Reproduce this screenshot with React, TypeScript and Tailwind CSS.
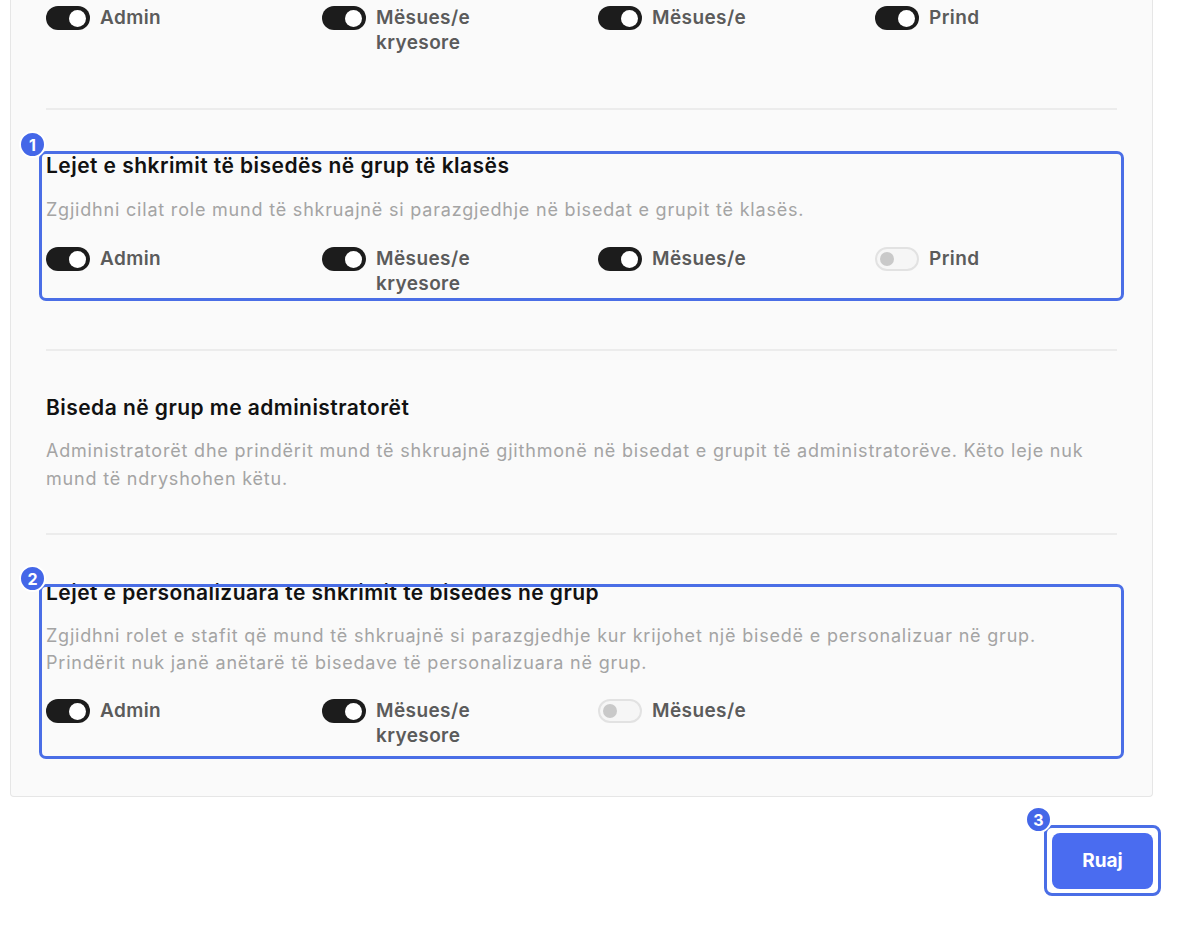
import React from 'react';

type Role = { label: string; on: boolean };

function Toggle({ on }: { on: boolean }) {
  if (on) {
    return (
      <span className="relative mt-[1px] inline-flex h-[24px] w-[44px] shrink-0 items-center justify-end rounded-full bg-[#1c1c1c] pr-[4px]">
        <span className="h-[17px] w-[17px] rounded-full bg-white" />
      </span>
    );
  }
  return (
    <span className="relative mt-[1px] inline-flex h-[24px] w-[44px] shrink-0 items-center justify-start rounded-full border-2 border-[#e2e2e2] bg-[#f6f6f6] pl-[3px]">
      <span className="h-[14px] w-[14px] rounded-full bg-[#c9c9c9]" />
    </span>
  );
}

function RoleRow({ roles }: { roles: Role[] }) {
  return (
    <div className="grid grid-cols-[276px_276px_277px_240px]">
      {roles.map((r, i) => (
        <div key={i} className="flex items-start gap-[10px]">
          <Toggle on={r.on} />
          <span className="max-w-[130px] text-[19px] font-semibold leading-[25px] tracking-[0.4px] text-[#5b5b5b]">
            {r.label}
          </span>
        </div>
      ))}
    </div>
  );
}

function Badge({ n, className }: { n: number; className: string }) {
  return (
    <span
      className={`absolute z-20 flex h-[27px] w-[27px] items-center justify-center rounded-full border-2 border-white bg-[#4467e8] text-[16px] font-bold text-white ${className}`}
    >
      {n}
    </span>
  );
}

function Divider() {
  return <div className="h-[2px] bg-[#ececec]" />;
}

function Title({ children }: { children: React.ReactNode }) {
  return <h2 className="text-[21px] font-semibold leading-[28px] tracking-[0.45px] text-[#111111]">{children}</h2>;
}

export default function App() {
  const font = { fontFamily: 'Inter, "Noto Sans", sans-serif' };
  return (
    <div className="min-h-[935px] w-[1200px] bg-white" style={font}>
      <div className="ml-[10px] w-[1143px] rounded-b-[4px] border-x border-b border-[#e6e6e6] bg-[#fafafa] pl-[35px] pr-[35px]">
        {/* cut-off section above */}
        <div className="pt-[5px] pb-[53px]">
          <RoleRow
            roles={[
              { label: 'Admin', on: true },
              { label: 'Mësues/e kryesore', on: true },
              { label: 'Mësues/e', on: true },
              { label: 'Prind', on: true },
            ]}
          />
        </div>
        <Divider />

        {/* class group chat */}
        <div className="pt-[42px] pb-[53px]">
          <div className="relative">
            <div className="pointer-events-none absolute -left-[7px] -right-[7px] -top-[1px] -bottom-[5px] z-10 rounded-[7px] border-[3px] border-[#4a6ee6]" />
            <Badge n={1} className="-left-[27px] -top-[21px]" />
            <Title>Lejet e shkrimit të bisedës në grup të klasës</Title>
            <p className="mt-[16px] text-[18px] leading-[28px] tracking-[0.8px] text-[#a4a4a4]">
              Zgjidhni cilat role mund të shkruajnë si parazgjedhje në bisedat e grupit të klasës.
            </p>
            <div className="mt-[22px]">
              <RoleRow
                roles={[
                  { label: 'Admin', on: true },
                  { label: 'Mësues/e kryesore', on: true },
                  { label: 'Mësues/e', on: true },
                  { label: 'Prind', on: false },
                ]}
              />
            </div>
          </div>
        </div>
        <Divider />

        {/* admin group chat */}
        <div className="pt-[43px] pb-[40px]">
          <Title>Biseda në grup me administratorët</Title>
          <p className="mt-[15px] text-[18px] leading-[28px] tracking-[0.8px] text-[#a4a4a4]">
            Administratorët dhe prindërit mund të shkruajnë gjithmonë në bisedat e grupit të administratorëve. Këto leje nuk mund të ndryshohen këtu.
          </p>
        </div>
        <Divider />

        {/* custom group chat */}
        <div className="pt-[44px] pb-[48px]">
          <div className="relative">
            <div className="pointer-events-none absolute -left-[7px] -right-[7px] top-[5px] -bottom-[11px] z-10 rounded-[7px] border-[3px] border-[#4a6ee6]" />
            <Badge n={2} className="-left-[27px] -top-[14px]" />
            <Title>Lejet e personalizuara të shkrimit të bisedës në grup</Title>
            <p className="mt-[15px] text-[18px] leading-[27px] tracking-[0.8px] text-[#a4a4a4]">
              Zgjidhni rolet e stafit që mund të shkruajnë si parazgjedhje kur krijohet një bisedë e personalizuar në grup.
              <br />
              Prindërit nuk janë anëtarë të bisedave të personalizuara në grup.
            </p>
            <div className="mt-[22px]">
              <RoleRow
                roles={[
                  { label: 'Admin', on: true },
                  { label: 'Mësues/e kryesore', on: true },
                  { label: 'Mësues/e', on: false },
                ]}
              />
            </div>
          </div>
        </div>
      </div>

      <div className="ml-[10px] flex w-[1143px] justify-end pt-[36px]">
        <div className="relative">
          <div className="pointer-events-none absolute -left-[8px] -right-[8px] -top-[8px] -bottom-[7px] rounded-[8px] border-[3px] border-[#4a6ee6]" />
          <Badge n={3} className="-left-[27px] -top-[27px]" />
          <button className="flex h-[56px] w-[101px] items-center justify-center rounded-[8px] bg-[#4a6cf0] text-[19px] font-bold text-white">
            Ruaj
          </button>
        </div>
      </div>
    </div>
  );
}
______
**Job**. Give again, word for word, every line from the top of the data above to the line holding "string; on: boolean", inclusive, with the pictures left out.

**Answer for this exercise**.
Reproduce this screenshot with React, TypeScript and Tailwind CSS.
import React from 'react';

type Role = { label: string; on: boolean };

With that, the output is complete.